Why don’t we just go for lighter weights and more volume all the time? Because your muscles respond better to more challenging work. The more intense the effort required for a single action, the more effort your body puts into adapting to that action. If we do just intense single actions though…Our body may break down under the strain. We’ll get sick and injured from the metabolic toll. So we mix it up. Do the hard work for a bit, then some lighter work. We keep changing in a rhythm calculated to get the best overall response from our body.

Our training cycle is based on three days of exercise a week. Most students just take one day of classes a week (Monday being the most popular choice.) The training calendar is set up so that a Monday student will get a blend a LMH workouts appropriate to each phase. Following this, each week has it’s own intensity, which mostly follows the Monday rating. A Light week will have three workouts, and each workout in sequence will be light, medium, and light. If it’s a Heavy week, they might be medium, heavy, medium.

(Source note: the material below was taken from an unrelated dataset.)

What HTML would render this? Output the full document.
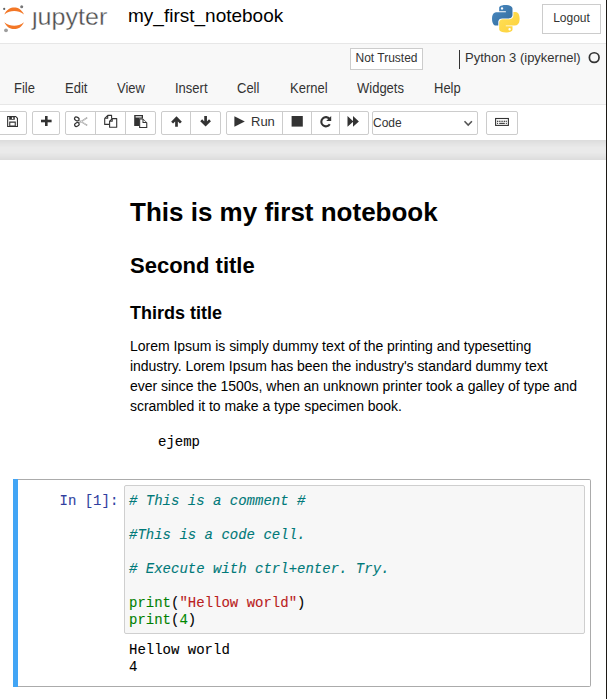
<!DOCTYPE html>
<html><head><meta charset="utf-8">
<style>
html,body{margin:0;padding:0;width:607px;height:699px;overflow:hidden;background:#fff;font-family:"Liberation Sans",sans-serif;font-size:13px;color:#000;}
.a{position:absolute;}
#header{position:absolute;left:0;top:0;width:607px;height:43px;background:#fff;}
#menubar{position:absolute;left:0;top:43px;width:607px;height:62px;box-sizing:border-box;background:#f8f8f8;border-top:1px solid #e7e7e7;border-bottom:1px solid #e7e7e7;}
#toolbar{position:absolute;left:0;top:105px;width:607px;height:35px;background:#fff;}
#gray{position:absolute;left:0;top:140px;width:607px;height:20px;background:#eee;overflow:hidden;}
#content{position:absolute;left:0;top:160px;width:607px;height:539px;background:#fff;}
.btn{position:absolute;top:111px;height:24px;box-sizing:border-box;border:1px solid #ccc;background:#fff;border-radius:2px;}
.grp{position:absolute;top:111px;height:24px;box-sizing:border-box;border:1px solid #ccc;background:#fff;border-radius:2px;display:flex;}
.grp .b{height:22px;box-sizing:border-box;border-left:1px solid #ccc;position:relative;}
.grp .b:first-child{border-left:none;}
.bx{position:absolute;top:111px;height:24px;box-sizing:border-box;border:1px solid #ccc;border-radius:2px;background:#fff;}
.sep{position:absolute;top:112px;height:22px;width:1px;background:#ccc;}
.menu{position:absolute;top:81.2px;font-size:13px;color:#333;line-height:16px;transform:scaleY(1.1);transform-origin:0 12px;}
h1,h2,h3{margin:0;font-weight:bold;}
.mono{font-family:"Liberation Mono",monospace;-webkit-text-stroke:0.1px currentColor;}
</style></head>
<body>
<div id="header">
  <svg class="a" style="left:0;top:0" width="30" height="36" viewBox="0 0 30 36">
    <path d="M4.3 14.5 C7 9.2 10.5 7.6 14.2 7.6 C18 7.6 21.4 9.3 24 14.5 C20.5 11.8 17.6 11 14.2 11 C10.8 11 7.8 11.8 4.3 14.5Z" fill="#f37726"/>
    <path d="M4.3 22.2 C7 27.5 10.5 29.1 14.2 29.1 C18 29.1 21.4 27.4 24 22.2 C20.5 24.9 17.6 25.7 14.2 25.7 C10.8 25.7 7.8 24.9 4.3 22.2Z" fill="#f37726"/>
    <circle cx="21.7" cy="6.7" r="1.5" fill="#767677"/>
    <circle cx="4.2" cy="8.9" r="1.1" fill="#616262"/>
    <circle cx="6" cy="30.3" r="1.9" fill="#9e9e9e"/>
  </svg>
  <div class="a" style="left:32px;top:1.6px;font-size:23px;color:#4e4e4e;line-height:30px;transform-origin:0 0;transform:scaleX(1.09);-webkit-text-stroke:0.3px #fff;">&#x237;upyter</div>
  <div class="a" style="left:128px;top:4px;font-size:19px;color:#000;line-height:24px;">my_first_notebook</div>
  <svg class="a" style="left:491.9px;top:4.9px" width="27.7" height="27.7" viewBox="0 0 256 255"><defs><linearGradient id="pb" x1="0" y1="0" x2="1" y2="1"><stop offset="0" stop-color="#4a8bc4"/><stop offset="1" stop-color="#336a9a"/></linearGradient><linearGradient id="py" x1="0" y1="0" x2="1" y2="1"><stop offset="0" stop-color="#ffe058"/><stop offset="1" stop-color="#fdd13a"/></linearGradient></defs>
    <path fill="url(#pb)" d="M126.916.072c-64.832 0-60.784 28.115-60.784 28.115l.072 29.128h61.868v8.745H41.631S.145 61.355.145 126.77c0 65.417 36.21 63.097 36.21 63.097h21.61v-30.356s-1.165-36.21 35.632-36.21h61.362s34.475.557 34.475-33.319V33.97S194.67.072 126.916.072zM92.802 19.66a11.12 11.12 0 0 1 11.13 11.13 11.12 11.12 0 0 1-11.13 11.13 11.12 11.12 0 0 1-11.13-11.13 11.12 11.12 0 0 1 11.13-11.13z"/>
    <path fill="url(#py)" d="M128.757 254.126c64.832 0 60.784-28.115 60.784-28.115l-.072-29.127H127.6v-8.745h86.441s41.486 4.705 41.486-60.712c0-65.416-36.21-63.096-36.21-63.096h-21.61v30.355s1.165 36.21-35.632 36.21h-61.362s-34.475-.557-34.475 33.32v56.013s-5.235 33.897 62.518 33.897zm34.114-19.586a11.12 11.12 0 0 1-11.13-11.13 11.12 11.12 0 0 1 11.13-11.131 11.12 11.12 0 0 1 11.13 11.13 11.12 11.12 0 0 1-11.13 11.13z"/>
  </svg>
  <div class="a" style="left:542px;top:4px;width:59px;height:30px;box-sizing:border-box;border:1px solid #ccc;font-size:12px;color:#333;text-align:center;line-height:27px;">Logout</div>
</div>

<div id="menubar"></div>
<div class="a" style="left:350px;top:48px;width:73px;height:22px;box-sizing:border-box;border:1px solid #ccc;background:#fff;font-size:12px;color:#333;text-align:center;line-height:19px;">Not Trusted</div>
<div class="a" style="left:459px;top:50px;width:1px;height:19px;background:#333;"></div>
<div class="a" style="left:465px;top:48.5px;font-size:13px;color:#333;line-height:18px;">Python 3 (ipykernel)</div>
<svg class="a" style="left:580px;top:44px" width="26" height="26" viewBox="580 44 26 26"><circle cx="594.2" cy="57.6" r="4.85" fill="none" stroke="#333" stroke-width="1.7"/></svg>
<div class="menu" style="left:14px">File</div>
<div class="menu" style="left:65px">Edit</div>
<div class="menu" style="left:117px">View</div>
<div class="menu" style="left:175px">Insert</div>
<div class="menu" style="left:237px">Cell</div>
<div class="menu" style="left:290px">Kernel</div>
<div class="menu" style="left:357px">Widgets</div>
<div class="menu" style="left:434px">Help</div>

<div id="toolbar"></div>
<div class="bx" style="left:-3px;width:30px"></div>
<div class="bx" style="left:32px;width:28px"></div>
<div class="bx" style="left:65px;width:91px"></div>
<div class="sep" style="left:95px"></div><div class="sep" style="left:125px"></div>
<div class="bx" style="left:161px;width:60px"></div>
<div class="sep" style="left:190px"></div>
<div class="bx" style="left:226px;width:143px"></div>
<div class="sep" style="left:282px"></div><div class="sep" style="left:311px"></div><div class="sep" style="left:339px"></div>
<div class="bx" style="left:372px;width:106px"></div>
<div class="bx" style="left:486px;width:32px"></div>
<div class="a" style="left:251px;top:114px;font-size:13px;line-height:15px;color:#333;">Run</div>
<div class="a" style="left:373px;top:116px;font-size:12px;line-height:15px;color:#333;">Code</div>
<svg class="a" style="left:0;top:0" width="607" height="140" viewBox="0 0 607 140">
 <g fill="#333" stroke="none">
  <!-- save -->
  <path d="M7.1 116 H15.9 L18 118.1 V127 H7.1 Z M8.2 117.1 V125.9 H16.9 V118.6 L15.4 117.1 Z" fill-rule="evenodd"/>
  <path d="M9.2 116.5 H14.8 V119.8 H9.2 Z M11.9 117.3 V119 H13.3 V117.3 Z" fill-rule="evenodd"/>
  <path d="M9.2 121.6 H15.8 V126.5 H9.2 Z M10.3 122.7 V125.5 H14.7 V122.7 Z" fill-rule="evenodd"/>
  <!-- plus -->
  <rect x="45" y="116" width="2.6" height="10"/>
  <rect x="41" y="119.7" width="10.6" height="2.6"/>
  <!-- stop -->
  <rect x="291.6" y="116" width="11.2" height="10.6"/>
  <!-- play -->
  <path d="M234.4 116.2 L244.8 121.45 L234.4 126.7 Z"/>
  <!-- forward -->
  <path d="M347.5 116.1 L353.4 121.45 L347.5 126.8 Z M353 116.1 L358.9 121.45 L353 126.8 Z"/>
  <!-- paste -->
  <path d="M134.2 115.1 H143 V118.6 H139.2 V126.1 H134.2 Z M135.6 116.3 V117.4 H141.7 V116.3 Z" fill-rule="evenodd"/>
  <path d="M139.1 118.5 H142.9 L147.3 122.8 V128 H139.1 Z M140.2 119.6 V126.9 H146.2 V123.1 H142.5 V119.6 Z M143.5 119.9 V122.1 H145.8 Z" fill-rule="evenodd"/>
 </g>
 <g fill="none" stroke="#333">
  <!-- cut -->
  <ellipse cx="76.8" cy="118.9" rx="2.35" ry="1.75" stroke-width="1.2" transform="rotate(28 76.8 118.9)"/>
  <ellipse cx="76.9" cy="124.5" rx="2.35" ry="1.75" stroke-width="1.2" transform="rotate(-28 76.9 124.5)"/>
  <path d="M79 120.2 L87.2 125.4 M79 123.1 L87.2 117.6" stroke-width="1.3" stroke="#999"/>
  <path d="M80 120.6 L86.6 124.9 M80 122.7 L86.6 118.1" stroke-width="0.5" stroke="#fff"/>
  <!-- copy -->
  <path d="M104.7 118.3 L107.8 115.4 H111.6 V118.7 M109.2 124.4 H104.7 V118.3 M107.7 115.6 V118.3 H104.9" stroke-width="1.1" stroke-linejoin="round"/>
  <path d="M109.6 121.2 L112.3 118.6 H116.7 V127.3 H109.6 Z M112.2 118.8 V121.2 H109.8" stroke-width="1.1" stroke-linejoin="round"/>
  <!-- arrows -->
  <path d="M176.5 126.7 V118.5 M172.1 122.6 L176.5 118.2 L180.9 122.6" stroke-width="2.7"/>
  <path d="M205.6 116 V124.2 M201.2 120.2 L205.6 124.6 L210 120.2" stroke-width="2.7"/>
  <!-- repeat -->
  <path d="M329.6 119 A4.6 4.6 0 1 0 329.8 124.2" stroke-width="2.1"/>
  <!-- chevron -->
  <path d="M464.5 121.2 L468.2 125 L471.9 121.2" stroke-width="1.6" stroke="#555"/>
  <!-- keyboard -->
  <rect x="495.6" y="118.5" width="12.8" height="6.9" stroke-width="1.1"/>
 </g>
 <g fill="#333">
  <path d="M331.2 116 V121 H326.2 Z"/>
  <rect x="497.00" y="120.7" width="1.1" height="1.2"/><rect x="498.75" y="120.7" width="1.1" height="1.2"/><rect x="500.50" y="120.7" width="1.1" height="1.2"/><rect x="502.25" y="120.7" width="1.1" height="1.2"/><rect x="504.00" y="120.7" width="1.1" height="1.2"/><rect x="505.75" y="120.7" width="1.1" height="1.2"/>
  <rect x="497.0" y="122.8" width="1.1" height="1.1"/><rect x="499.2" y="122.8" width="5.6" height="1.1"/><rect x="505.8" y="122.8" width="1.1" height="1.1"/>
 </g>
</svg>
<div id="gray"><div style="position:absolute;left:-20px;top:-20px;width:647px;height:20px;box-shadow:0 0 12px 1px rgba(87,87,87,0.2);"></div><div style="position:absolute;left:-20px;top:20px;width:647px;height:20px;box-shadow:0 0 12px 1px rgba(87,87,87,0.2);"></div></div>
<div id="content"></div>

<h1 class="a" style="left:130px;top:197px;font-size:26px;line-height:30px;">This is my first notebook</h1>
<h2 class="a" style="left:130px;top:253px;font-size:22px;line-height:26px;">Second title</h2>
<h3 class="a" style="left:130px;top:302px;font-size:18px;line-height:22px;">Thirds title</h3>
<div class="a" style="left:130px;top:336px;width:470px;font-size:14px;line-height:20px;letter-spacing:-0.03px;">Lorem Ipsum is simply dummy text of the printing and typesetting<br>industry. Lorem Ipsum has been the industry's standard dummy text<br>ever since the 1500s, when an unknown printer took a galley of type and<br>scrambled it to make a type specimen book.</div>
<div class="a mono" style="left:158px;top:434px;font-size:14px;line-height:17px;">ejemp</div>

<div class="a" style="left:13px;top:479px;width:578px;height:208px;box-sizing:border-box;border:1px solid #ababab;border-left:none;border-radius:0 2px 2px 0;"></div>
<div class="a" style="left:13px;top:479px;width:5px;height:208px;background:#42a5f5;"></div>
<div class="a mono" style="left:59.5px;top:492.5px;font-size:14px;line-height:17px;color:#303f9f;">In&nbsp;[1]:</div>
<div class="a" style="left:124px;top:485px;width:461px;height:149px;box-sizing:border-box;border:1px solid #cfcfcf;border-radius:2px;background:#f7f7f7;"></div>
<div class="a mono" style="left:129px;top:493px;font-size:14px;line-height:17px;white-space:pre;"><span style="color:#007979;font-style:italic"># This is a comment #</span>

<span style="color:#007979;font-style:italic">#This is a code cell.</span>

<span style="color:#007979;font-style:italic"># Execute with ctrl+enter. Try.</span>

<span style="color:#008000">print</span>(<span style="color:#ba2121">"Hellow world"</span>)
<span style="color:#008000">print</span>(<span style="color:#008800">4</span>)</div>
<div class="a mono" style="left:129px;top:642px;font-size:14px;line-height:17px;white-space:pre;">Hellow world
4</div>

<div class="a" style="left:606px;top:0;width:1px;height:699px;background:#1c1915;"></div>
</body></html>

Our technical martial arts training (boxing, wrestling and fencing) is scheduled to match these workouts and complement them. A light workout might have a heavy wrestling class following it. Or a heavy workout might be followed by a intense bouting drill with swords. It’s all been planned and scheduled ahead of time, with room to tweak if the overall class development calls for it.

For the sport science geeks out there, the actual program is close to MxS, Hyper, P/E and Agility with a wave progression for a power sport, and I choose wave over linear as I’ve consistently seen better results from it with our type of training.